Why is client loitering a good thing?

There are a number of reasons why we not only facilitate loitering, but also encourage it.  The first, and possibly most important reason, is that we have come to realize how influential our clients have been in creating the personality of our brand.  As much as we’d like to pretend that our culture is the product of strategic planning, the reality is that we’ve become familiar with the ins and outs of baseball clubhouse culture simply by exposing ourselves to it.  For close to eight years now, our facility has served as an off-season clubhouse for baseball players from all 30 MLB organizations.  Without these gentlemen spending endless hours on-site here at CSP, I’m not sure we would have ever been as effective as we have in communicating with potential baseball clients and engaging them on multiple different social networking platforms. 

The first time anyone ever “hash-tagged” the term #CSPfamily was actually when a pro baseball player posted a tweet from our athlete’s lounge explaining who he’d be spending his day with.  That athlete, Oliver Drake, is now making CSP-family references on the internet from MLB clubhouses as he travels the country playing for the Baltimore Orioles.  If I hadn’t tolerated these guys overstaying their welcome a little bit, would I still have big leaguers creating CSP brand awareness for their thousands of followers?   I think not.

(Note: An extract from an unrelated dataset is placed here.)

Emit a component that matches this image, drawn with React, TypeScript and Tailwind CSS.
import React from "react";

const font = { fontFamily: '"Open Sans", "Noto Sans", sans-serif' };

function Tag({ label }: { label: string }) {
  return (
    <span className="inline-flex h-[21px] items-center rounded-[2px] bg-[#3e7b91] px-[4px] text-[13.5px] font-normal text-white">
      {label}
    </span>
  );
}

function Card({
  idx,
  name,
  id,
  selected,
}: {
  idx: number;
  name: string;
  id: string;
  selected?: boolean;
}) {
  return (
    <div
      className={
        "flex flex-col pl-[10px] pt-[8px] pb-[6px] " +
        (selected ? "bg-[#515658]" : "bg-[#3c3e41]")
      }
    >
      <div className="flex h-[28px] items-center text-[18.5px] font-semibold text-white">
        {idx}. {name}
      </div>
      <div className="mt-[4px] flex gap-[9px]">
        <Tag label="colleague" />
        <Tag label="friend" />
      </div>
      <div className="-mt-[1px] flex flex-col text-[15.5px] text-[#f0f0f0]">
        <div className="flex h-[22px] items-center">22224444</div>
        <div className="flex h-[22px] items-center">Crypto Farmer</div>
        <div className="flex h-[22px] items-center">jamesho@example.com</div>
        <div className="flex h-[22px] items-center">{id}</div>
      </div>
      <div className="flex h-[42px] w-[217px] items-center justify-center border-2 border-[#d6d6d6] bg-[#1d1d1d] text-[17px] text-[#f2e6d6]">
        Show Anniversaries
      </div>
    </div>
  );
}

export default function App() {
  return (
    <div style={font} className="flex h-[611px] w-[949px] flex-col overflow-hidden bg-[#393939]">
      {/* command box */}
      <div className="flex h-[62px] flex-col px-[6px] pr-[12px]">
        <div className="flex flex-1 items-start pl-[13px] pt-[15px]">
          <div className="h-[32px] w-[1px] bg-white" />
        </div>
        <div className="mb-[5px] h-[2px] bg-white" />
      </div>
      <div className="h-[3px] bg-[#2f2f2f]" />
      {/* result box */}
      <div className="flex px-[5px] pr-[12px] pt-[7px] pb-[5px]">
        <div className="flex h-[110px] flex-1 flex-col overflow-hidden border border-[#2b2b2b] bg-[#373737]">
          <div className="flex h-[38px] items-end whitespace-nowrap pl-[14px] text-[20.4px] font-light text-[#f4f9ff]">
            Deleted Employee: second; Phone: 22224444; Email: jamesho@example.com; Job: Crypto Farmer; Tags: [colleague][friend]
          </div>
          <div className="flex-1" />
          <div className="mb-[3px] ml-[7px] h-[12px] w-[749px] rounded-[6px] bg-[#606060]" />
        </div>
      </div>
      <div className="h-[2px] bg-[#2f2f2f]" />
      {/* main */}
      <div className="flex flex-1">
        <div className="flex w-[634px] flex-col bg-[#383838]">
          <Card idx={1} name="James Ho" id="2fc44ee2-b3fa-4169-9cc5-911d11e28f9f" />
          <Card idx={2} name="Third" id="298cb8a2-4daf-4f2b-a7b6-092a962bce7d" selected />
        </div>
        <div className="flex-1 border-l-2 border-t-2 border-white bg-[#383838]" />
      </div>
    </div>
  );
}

While I can generate leads and create plenty of business as the product of MLB athletes discussing our facility as their Third Place, I am also able to monetize the concept among our general fitness clientele.  One of the factors Oldenburg highlighted in his book was the importance that there be little or no social status associated with participation as a regular.  By this, I mean that big leaguers often sit alongside college athletes and every day Joe’s here in the CSP athlete’s lounge.  There is no barrier to entry in our group of regulars other than the need to have a good sense of humor.

Regardless of a client’s athletic or professional background, they’re still putting in multiple hours each day in our space.  The more hours they hang around, the more dollars they seem to spend.  Supplements are purchased, manual therapy treatments are paid for, tee shirt designs are conceived and later purchased, nutrition consultations are scheduled, and more.  Just because a client isn’t on the training floor hitting the weights, it doesn’t mean that they are tying up resources in an unprofitable manner.

Once there, don’t rest on your laurels

The needs, attitudes and interests of our clientele are changing every day.  With this in mind, we are not able to simply “set and forget” the unique clubhouse culture which is the foundation of our Third Place status in many athlete’s minds.  It is a true compliment to your business when people voluntarily spend their limited “in-between time” with you.  Don’t mess it up by failing to adapt.  Eric, Tony and I would be reckless to assume that we could forever be current in the minds of our ballplayers, so we continue to add staff members like Greg and Tony B. because of their youth and baseball backgrounds.

I’m very proud of the fact that we’ve managed to blend the second and third places in the minds of our professional athlete population.  It is rare to create a setting which doubles as a workplace and play environment, but our baseball players seem to have embraced our facility as just that.  These guys are on the job each and every time they step on to the training floor, as their ability to extend what is typically a brief career depends on our unique services.  We are thrilled to have the opportunity to blur the lines between their off-season work and pleasure endeavors. 

If you own a fitness facility, I’d encourage you to expand your mindset beyond the idea of simply monetizing training.  Your operation can be more than just a business in the eyes of your best clients.  It can be a home away from home.  It can be their Third Place.